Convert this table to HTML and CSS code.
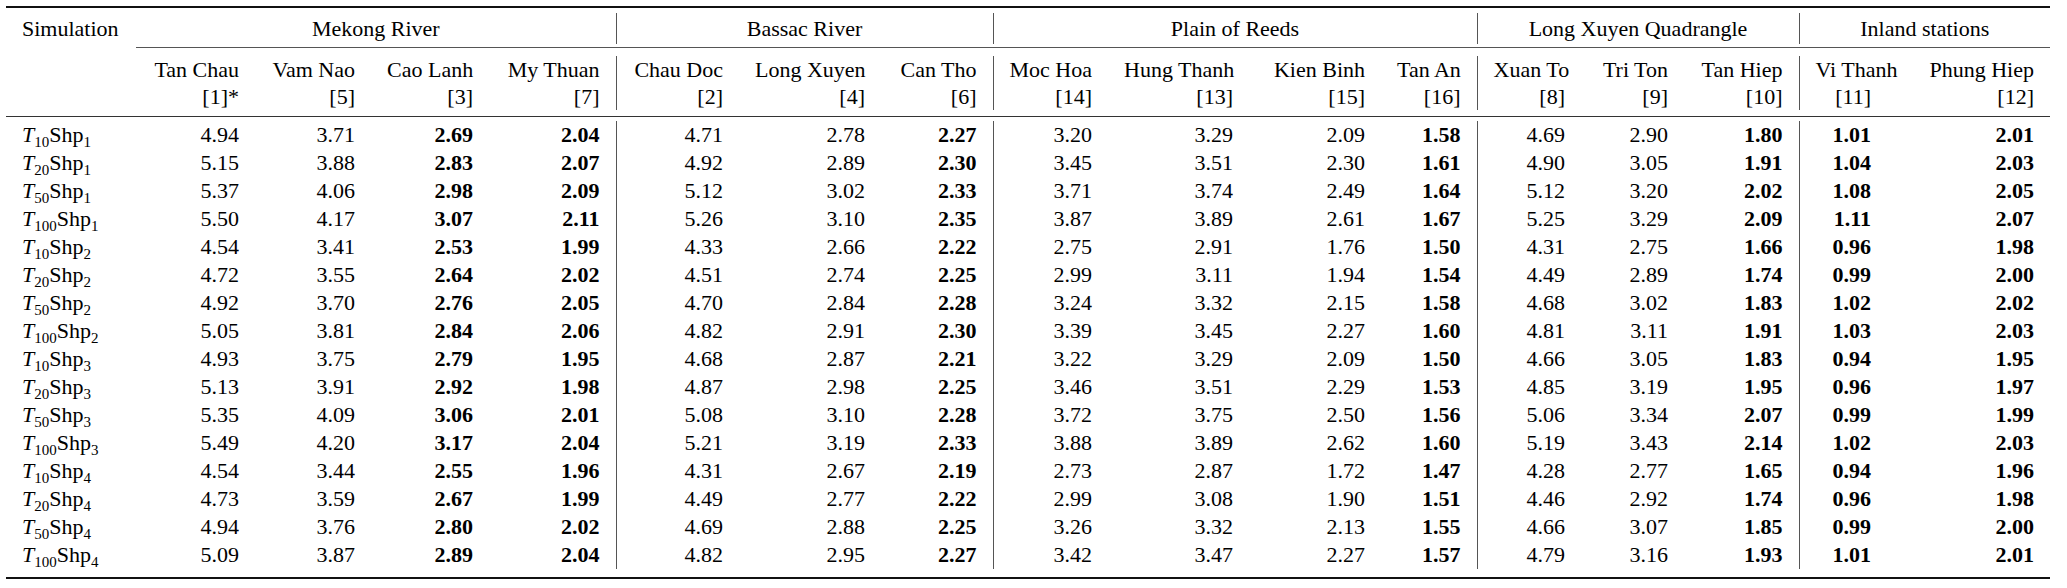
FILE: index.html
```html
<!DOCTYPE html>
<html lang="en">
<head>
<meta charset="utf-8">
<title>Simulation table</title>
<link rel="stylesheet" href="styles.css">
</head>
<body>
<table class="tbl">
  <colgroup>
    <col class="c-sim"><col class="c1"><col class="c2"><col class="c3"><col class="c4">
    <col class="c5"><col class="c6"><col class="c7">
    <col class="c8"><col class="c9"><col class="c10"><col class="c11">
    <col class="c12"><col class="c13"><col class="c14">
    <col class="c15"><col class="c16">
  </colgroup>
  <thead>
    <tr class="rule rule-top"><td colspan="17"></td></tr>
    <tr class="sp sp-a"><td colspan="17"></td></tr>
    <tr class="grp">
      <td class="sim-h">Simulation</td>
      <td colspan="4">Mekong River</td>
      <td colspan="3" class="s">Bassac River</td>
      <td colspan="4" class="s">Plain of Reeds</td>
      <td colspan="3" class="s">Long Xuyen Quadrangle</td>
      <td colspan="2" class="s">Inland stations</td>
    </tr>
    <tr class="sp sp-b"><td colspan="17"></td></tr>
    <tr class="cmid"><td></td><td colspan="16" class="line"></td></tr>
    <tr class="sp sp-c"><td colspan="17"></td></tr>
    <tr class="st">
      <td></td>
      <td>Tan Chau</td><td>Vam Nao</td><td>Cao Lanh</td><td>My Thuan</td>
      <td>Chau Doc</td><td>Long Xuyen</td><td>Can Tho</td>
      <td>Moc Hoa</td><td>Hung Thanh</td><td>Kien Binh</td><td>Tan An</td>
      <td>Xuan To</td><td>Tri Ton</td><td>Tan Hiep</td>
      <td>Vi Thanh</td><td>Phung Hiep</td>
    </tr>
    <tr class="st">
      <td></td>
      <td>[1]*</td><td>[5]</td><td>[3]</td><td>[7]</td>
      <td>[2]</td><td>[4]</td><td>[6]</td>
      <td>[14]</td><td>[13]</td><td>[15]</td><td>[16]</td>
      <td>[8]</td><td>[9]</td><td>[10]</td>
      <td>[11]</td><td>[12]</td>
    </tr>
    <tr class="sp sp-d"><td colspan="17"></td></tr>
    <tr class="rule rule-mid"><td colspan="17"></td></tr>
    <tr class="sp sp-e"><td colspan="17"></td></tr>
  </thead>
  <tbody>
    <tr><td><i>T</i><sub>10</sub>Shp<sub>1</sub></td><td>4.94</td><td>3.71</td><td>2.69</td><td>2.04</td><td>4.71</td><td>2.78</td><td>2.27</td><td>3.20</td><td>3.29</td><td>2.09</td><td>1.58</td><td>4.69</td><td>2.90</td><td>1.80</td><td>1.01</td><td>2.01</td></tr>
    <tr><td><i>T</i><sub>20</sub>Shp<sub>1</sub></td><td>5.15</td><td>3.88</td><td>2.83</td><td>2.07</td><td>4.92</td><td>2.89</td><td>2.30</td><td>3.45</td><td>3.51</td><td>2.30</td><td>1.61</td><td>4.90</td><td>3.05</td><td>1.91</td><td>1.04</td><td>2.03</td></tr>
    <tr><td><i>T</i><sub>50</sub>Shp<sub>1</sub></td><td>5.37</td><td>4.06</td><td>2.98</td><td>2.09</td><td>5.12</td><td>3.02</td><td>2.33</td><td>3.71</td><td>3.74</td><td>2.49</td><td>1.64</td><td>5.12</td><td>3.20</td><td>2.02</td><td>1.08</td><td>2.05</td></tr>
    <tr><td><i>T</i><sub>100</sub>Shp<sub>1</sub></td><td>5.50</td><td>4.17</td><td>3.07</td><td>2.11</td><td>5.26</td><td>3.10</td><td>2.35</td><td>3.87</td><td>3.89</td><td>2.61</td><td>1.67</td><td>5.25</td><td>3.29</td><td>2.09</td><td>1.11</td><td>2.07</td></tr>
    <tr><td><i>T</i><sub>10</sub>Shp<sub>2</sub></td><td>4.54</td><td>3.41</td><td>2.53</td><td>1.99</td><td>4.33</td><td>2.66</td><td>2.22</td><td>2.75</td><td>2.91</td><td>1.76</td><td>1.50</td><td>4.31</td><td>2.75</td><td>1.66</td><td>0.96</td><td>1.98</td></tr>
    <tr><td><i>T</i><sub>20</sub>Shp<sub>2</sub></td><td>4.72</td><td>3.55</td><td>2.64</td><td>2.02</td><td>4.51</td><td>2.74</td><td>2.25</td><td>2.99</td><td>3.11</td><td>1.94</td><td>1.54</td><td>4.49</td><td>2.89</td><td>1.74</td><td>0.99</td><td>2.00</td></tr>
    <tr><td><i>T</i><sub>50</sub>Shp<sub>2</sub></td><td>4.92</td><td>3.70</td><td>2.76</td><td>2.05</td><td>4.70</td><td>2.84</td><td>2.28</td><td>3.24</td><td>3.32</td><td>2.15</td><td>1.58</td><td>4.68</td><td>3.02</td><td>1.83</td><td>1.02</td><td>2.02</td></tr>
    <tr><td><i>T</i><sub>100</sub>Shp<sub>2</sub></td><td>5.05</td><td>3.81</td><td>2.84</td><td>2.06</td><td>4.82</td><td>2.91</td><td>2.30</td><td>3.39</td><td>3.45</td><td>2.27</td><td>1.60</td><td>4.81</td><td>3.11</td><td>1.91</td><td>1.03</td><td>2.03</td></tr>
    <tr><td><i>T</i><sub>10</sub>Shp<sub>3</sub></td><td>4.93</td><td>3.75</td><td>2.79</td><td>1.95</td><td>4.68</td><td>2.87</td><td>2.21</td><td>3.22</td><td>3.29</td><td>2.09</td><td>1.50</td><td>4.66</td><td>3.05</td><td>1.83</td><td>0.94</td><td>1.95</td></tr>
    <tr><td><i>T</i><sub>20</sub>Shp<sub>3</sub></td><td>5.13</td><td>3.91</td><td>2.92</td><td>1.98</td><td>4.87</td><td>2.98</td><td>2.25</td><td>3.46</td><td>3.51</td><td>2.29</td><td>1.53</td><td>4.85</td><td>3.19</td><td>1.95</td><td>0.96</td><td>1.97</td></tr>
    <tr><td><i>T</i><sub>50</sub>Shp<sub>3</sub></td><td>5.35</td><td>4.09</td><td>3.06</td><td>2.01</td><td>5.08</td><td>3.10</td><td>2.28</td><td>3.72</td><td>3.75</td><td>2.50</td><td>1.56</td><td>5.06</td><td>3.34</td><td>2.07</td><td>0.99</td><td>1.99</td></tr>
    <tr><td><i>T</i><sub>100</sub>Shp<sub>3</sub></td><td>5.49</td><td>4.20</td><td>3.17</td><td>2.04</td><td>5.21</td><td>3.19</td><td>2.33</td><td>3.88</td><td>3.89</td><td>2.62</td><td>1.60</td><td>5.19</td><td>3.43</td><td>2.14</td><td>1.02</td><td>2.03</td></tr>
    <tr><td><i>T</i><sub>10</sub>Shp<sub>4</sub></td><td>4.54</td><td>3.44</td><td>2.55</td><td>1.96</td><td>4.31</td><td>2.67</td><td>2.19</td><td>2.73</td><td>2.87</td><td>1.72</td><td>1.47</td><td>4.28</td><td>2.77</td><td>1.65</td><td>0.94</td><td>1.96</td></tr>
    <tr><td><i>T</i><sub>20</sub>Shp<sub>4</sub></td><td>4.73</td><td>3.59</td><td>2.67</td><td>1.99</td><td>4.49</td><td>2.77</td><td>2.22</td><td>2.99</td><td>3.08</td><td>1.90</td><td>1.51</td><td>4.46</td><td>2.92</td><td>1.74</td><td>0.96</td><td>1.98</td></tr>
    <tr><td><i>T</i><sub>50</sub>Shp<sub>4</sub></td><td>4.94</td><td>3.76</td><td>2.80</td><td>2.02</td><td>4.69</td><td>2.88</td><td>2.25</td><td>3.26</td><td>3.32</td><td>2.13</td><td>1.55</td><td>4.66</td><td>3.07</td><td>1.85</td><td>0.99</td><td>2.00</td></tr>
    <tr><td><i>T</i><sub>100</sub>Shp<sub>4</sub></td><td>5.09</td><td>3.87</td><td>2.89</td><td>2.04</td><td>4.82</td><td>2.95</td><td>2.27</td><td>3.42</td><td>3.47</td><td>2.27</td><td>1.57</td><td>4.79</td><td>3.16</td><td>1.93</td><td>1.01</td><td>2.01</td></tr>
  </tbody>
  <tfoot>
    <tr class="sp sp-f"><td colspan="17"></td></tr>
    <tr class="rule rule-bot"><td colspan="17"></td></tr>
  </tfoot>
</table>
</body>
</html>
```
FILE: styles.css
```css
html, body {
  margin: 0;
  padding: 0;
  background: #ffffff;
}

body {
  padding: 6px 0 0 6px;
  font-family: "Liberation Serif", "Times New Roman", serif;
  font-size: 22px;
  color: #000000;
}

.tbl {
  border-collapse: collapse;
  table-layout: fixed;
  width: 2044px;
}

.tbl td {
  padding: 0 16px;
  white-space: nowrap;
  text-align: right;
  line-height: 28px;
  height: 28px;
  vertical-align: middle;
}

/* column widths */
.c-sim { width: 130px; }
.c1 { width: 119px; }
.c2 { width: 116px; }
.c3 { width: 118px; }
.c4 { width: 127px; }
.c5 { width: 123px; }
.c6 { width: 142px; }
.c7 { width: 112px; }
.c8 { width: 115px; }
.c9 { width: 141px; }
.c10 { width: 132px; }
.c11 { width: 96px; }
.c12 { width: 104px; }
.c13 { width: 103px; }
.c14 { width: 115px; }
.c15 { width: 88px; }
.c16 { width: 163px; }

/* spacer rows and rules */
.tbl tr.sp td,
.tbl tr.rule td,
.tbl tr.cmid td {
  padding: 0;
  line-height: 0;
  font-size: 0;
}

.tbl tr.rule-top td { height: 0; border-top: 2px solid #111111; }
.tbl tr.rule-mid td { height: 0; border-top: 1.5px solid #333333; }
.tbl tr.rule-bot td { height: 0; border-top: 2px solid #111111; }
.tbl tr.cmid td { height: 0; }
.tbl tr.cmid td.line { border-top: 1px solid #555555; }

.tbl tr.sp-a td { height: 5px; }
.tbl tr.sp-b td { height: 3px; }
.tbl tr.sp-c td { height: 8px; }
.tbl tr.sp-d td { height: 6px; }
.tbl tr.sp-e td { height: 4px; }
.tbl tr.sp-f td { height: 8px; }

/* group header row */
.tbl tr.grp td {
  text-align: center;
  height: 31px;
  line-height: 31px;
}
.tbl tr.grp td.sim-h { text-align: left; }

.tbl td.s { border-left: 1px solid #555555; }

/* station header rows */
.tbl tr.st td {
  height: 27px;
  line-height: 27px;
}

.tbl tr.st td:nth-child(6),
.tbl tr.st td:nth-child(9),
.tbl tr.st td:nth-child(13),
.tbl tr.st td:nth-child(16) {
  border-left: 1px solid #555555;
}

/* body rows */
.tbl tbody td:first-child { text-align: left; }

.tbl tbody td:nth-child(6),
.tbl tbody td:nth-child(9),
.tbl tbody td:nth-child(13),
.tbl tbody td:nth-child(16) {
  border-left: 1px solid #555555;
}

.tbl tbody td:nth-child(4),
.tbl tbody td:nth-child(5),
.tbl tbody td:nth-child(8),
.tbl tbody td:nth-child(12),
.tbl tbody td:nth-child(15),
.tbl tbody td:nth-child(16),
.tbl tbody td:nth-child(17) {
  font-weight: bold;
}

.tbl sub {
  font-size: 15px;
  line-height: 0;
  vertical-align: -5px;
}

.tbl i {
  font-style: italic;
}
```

WHAT TO PRODUCE ::
Copy out every line holding the string "table".

OUTPUT OF THE EXERCISE ::
Convert this table to HTML and CSS code.
<title>Simulation table</title>
<table class="tbl">
</table>
  table-layout: fixed;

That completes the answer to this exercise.